* Job
Quote, verbatim, all material below, without pictures.

>> start Provided data

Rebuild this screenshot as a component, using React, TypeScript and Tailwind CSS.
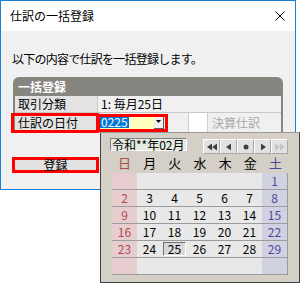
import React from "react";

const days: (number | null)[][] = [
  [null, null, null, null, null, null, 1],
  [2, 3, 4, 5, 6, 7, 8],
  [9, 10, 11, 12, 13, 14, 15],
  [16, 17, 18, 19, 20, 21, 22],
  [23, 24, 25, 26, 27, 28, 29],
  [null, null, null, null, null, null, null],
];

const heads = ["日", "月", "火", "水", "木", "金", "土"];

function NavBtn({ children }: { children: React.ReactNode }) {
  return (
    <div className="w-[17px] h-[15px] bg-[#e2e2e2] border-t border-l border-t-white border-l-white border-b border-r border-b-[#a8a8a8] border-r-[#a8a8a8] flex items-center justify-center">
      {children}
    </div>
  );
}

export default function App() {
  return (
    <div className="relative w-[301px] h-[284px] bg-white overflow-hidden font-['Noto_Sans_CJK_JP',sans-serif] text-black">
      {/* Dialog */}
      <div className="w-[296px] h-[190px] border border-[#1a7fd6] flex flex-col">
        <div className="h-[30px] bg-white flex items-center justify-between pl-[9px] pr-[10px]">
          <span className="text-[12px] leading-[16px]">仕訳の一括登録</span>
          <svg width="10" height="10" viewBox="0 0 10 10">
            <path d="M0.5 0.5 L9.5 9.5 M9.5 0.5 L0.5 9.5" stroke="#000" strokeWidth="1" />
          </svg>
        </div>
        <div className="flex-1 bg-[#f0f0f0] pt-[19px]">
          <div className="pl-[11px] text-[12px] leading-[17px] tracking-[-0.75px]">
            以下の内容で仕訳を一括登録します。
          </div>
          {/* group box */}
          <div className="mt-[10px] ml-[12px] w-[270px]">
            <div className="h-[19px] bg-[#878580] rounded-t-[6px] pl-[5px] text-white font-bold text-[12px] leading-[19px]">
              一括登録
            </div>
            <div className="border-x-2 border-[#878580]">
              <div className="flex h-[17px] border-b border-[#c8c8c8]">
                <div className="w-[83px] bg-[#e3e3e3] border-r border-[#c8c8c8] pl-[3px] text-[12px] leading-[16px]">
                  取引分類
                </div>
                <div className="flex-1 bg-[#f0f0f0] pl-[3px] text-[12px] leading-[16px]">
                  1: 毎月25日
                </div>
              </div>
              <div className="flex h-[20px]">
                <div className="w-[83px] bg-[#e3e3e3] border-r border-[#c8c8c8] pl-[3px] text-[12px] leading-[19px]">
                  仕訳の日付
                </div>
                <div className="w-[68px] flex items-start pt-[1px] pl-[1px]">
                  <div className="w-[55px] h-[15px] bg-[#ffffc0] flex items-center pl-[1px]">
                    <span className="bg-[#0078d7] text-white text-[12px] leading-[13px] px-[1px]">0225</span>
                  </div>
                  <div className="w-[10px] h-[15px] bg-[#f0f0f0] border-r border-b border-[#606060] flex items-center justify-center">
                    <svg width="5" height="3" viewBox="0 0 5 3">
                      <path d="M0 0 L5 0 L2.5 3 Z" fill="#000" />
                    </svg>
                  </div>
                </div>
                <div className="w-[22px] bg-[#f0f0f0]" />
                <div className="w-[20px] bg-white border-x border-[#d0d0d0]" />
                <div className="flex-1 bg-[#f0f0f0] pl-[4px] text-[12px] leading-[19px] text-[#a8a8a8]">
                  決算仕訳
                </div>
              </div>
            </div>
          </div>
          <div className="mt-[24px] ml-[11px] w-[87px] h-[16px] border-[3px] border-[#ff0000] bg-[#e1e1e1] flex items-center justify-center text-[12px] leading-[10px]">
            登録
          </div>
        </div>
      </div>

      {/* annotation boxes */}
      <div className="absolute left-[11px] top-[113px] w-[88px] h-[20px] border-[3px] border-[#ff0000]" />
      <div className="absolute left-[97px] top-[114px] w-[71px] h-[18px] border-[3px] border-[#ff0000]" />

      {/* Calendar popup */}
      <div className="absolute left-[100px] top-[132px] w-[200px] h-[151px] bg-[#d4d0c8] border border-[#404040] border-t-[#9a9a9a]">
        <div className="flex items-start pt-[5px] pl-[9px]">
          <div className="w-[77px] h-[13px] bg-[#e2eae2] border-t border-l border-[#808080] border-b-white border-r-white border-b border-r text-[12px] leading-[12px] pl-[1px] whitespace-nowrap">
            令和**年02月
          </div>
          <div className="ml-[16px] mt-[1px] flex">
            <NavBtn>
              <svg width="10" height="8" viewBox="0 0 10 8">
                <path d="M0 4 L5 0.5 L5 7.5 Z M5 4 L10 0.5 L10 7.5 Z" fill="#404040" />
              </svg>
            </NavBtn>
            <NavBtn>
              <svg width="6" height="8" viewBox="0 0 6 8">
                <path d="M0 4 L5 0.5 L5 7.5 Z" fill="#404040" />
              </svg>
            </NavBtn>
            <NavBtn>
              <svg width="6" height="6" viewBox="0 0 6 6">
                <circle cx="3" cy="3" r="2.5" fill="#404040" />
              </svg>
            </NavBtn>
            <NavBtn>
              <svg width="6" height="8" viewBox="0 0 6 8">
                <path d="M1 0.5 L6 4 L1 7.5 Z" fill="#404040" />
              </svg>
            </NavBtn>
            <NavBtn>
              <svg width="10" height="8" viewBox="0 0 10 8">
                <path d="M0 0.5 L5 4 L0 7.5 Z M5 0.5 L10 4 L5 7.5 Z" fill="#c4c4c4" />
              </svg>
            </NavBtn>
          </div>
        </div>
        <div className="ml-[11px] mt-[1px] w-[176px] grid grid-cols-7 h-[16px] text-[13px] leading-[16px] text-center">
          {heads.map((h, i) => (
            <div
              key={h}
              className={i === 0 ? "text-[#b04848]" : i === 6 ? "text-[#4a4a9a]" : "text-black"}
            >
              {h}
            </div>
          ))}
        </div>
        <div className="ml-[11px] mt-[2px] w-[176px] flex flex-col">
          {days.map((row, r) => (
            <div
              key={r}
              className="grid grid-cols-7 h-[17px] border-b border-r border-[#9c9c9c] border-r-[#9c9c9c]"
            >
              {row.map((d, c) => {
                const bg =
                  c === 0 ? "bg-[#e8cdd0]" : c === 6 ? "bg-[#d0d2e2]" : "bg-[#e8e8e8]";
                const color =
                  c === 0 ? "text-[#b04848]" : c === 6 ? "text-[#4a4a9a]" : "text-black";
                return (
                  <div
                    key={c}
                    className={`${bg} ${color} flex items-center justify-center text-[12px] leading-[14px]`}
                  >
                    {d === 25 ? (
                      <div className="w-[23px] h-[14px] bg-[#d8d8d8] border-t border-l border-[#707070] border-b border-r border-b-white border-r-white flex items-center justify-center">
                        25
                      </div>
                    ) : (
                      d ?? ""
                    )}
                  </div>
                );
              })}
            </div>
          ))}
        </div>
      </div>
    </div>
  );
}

>> end Provided data

* Written response
Rebuild this screenshot as a component, using React, TypeScript and Tailwind CSS.
import React from "react";

const days: (number | null)[][] = [
  [null, null, null, null, null, null, 1],
  [2, 3, 4, 5, 6, 7, 8],
  [9, 10, 11, 12, 13, 14, 15],
  [16, 17, 18, 19, 20, 21, 22],
  [23, 24, 25, 26, 27, 28, 29],
  [null, null, null, null, null, null, null],
];

const heads = ["日", "月", "火", "水", "木", "金", "土"];

function NavBtn({ children }: { children: React.ReactNode }) {
  return (
    <div className="w-[17px] h-[15px] bg-[#e2e2e2] border-t border-l border-t-white border-l-white border-b border-r border-b-[#a8a8a8] border-r-[#a8a8a8] flex items-center justify-center">
      {children}
    </div>
  );
}

export default function App() {
  return (
    <div className="relative w-[301px] h-[284px] bg-white overflow-hidden font-['Noto_Sans_CJK_JP',sans-serif] text-black">
      {/* Dialog */}
      <div className="w-[296px] h-[190px] border border-[#1a7fd6] flex flex-col">
        <div className="h-[30px] bg-white flex items-center justify-between pl-[9px] pr-[10px]">
          <span className="text-[12px] leading-[16px]">仕訳の一括登録</span>
          <svg width="10" height="10" viewBox="0 0 10 10">
            <path d="M0.5 0.5 L9.5 9.5 M9.5 0.5 L0.5 9.5" stroke="#000" strokeWidth="1" />
          </svg>
        </div>
        <div className="flex-1 bg-[#f0f0f0] pt-[19px]">
          <div className="pl-[11px] text-[12px] leading-[17px] tracking-[-0.75px]">
            以下の内容で仕訳を一括登録します。
          </div>
          {/* group box */}
          <div className="mt-[10px] ml-[12px] w-[270px]">
            <div className="h-[19px] bg-[#878580] rounded-t-[6px] pl-[5px] text-white font-bold text-[12px] leading-[19px]">
              一括登録
            </div>
            <div className="border-x-2 border-[#878580]">
              <div className="flex h-[17px] border-b border-[#c8c8c8]">
                <div className="w-[83px] bg-[#e3e3e3] border-r border-[#c8c8c8] pl-[3px] text-[12px] leading-[16px]">
                  取引分類
                </div>
                <div className="flex-1 bg-[#f0f0f0] pl-[3px] text-[12px] leading-[16px]">
                  1: 毎月25日
                </div>
              </div>
              <div className="flex h-[20px]">
                <div className="w-[83px] bg-[#e3e3e3] border-r border-[#c8c8c8] pl-[3px] text-[12px] leading-[19px]">
                  仕訳の日付
                </div>
                <div className="w-[68px] flex items-start pt-[1px] pl-[1px]">
                  <div className="w-[55px] h-[15px] bg-[#ffffc0] flex items-center pl-[1px]">
                    <span className="bg-[#0078d7] text-white text-[12px] leading-[13px] px-[1px]">0225</span>
                  </div>
                  <div className="w-[10px] h-[15px] bg-[#f0f0f0] border-r border-b border-[#606060] flex items-center justify-center">
                    <svg width="5" height="3" viewBox="0 0 5 3">
                      <path d="M0 0 L5 0 L2.5 3 Z" fill="#000" />
                    </svg>
                  </div>
                </div>
                <div className="w-[22px] bg-[#f0f0f0]" />
                <div className="w-[20px] bg-white border-x border-[#d0d0d0]" />
                <div className="flex-1 bg-[#f0f0f0] pl-[4px] text-[12px] leading-[19px] text-[#a8a8a8]">
                  決算仕訳
                </div>
              </div>
            </div>
          </div>
          <div className="mt-[24px] ml-[11px] w-[87px] h-[16px] border-[3px] border-[#ff0000] bg-[#e1e1e1] flex items-center justify-center text-[12px] leading-[10px]">
            登録
          </div>
        </div>
      </div>

      {/* annotation boxes */}
      <div className="absolute left-[11px] top-[113px] w-[88px] h-[20px] border-[3px] border-[#ff0000]" />
      <div className="absolute left-[97px] top-[114px] w-[71px] h-[18px] border-[3px] border-[#ff0000]" />

      {/* Calendar popup */}
      <div className="absolute left-[100px] top-[132px] w-[200px] h-[151px] bg-[#d4d0c8] border border-[#404040] border-t-[#9a9a9a]">
        <div className="flex items-start pt-[5px] pl-[9px]">
          <div className="w-[77px] h-[13px] bg-[#e2eae2] border-t border-l border-[#808080] border-b-white border-r-white border-b border-r text-[12px] leading-[12px] pl-[1px] whitespace-nowrap">
            令和**年02月
          </div>
          <div className="ml-[16px] mt-[1px] flex">
            <NavBtn>
              <svg width="10" height="8" viewBox="0 0 10 8">
                <path d="M0 4 L5 0.5 L5 7.5 Z M5 4 L10 0.5 L10 7.5 Z" fill="#404040" />
              </svg>
            </NavBtn>
            <NavBtn>
              <svg width="6" height="8" viewBox="0 0 6 8">
                <path d="M0 4 L5 0.5 L5 7.5 Z" fill="#404040" />
              </svg>
            </NavBtn>
            <NavBtn>
              <svg width="6" height="6" viewBox="0 0 6 6">
                <circle cx="3" cy="3" r="2.5" fill="#404040" />
              </svg>
            </NavBtn>
            <NavBtn>
              <svg width="6" height="8" viewBox="0 0 6 8">
                <path d="M1 0.5 L6 4 L1 7.5 Z" fill="#404040" />
              </svg>
            </NavBtn>
            <NavBtn>
              <svg width="10" height="8" viewBox="0 0 10 8">
                <path d="M0 0.5 L5 4 L0 7.5 Z M5 0.5 L10 4 L5 7.5 Z" fill="#c4c4c4" />
              </svg>
            </NavBtn>
          </div>
        </div>
        <div className="ml-[11px] mt-[1px] w-[176px] grid grid-cols-7 h-[16px] text-[13px] leading-[16px] text-center">
          {heads.map((h, i) => (
            <div
              key={h}
              className={i === 0 ? "text-[#b04848]" : i === 6 ? "text-[#4a4a9a]" : "text-black"}
            >
              {h}
            </div>
          ))}
        </div>
        <div className="ml-[11px] mt-[2px] w-[176px] flex flex-col">
          {days.map((row, r) => (
            <div
              key={r}
              className="grid grid-cols-7 h-[17px] border-b border-r border-[#9c9c9c] border-r-[#9c9c9c]"
            >
              {row.map((d, c) => {
                const bg =
                  c === 0 ? "bg-[#e8cdd0]" : c === 6 ? "bg-[#d0d2e2]" : "bg-[#e8e8e8]";
                const color =
                  c === 0 ? "text-[#b04848]" : c === 6 ? "text-[#4a4a9a]" : "text-black";
                return (
                  <div
                    key={c}
                    className={`${bg} ${color} flex items-center justify-center text-[12px] leading-[14px]`}
                  >
                    {d === 25 ? (
                      <div className="w-[23px] h-[14px] bg-[#d8d8d8] border-t border-l border-[#707070] border-b border-r border-b-white border-r-white flex items-center justify-center">
                        25
                      </div>
                    ) : (
                      d ?? ""
                    )}
                  </div>
                );
              })}
            </div>
          ))}
        </div>
      </div>
    </div>
  );
}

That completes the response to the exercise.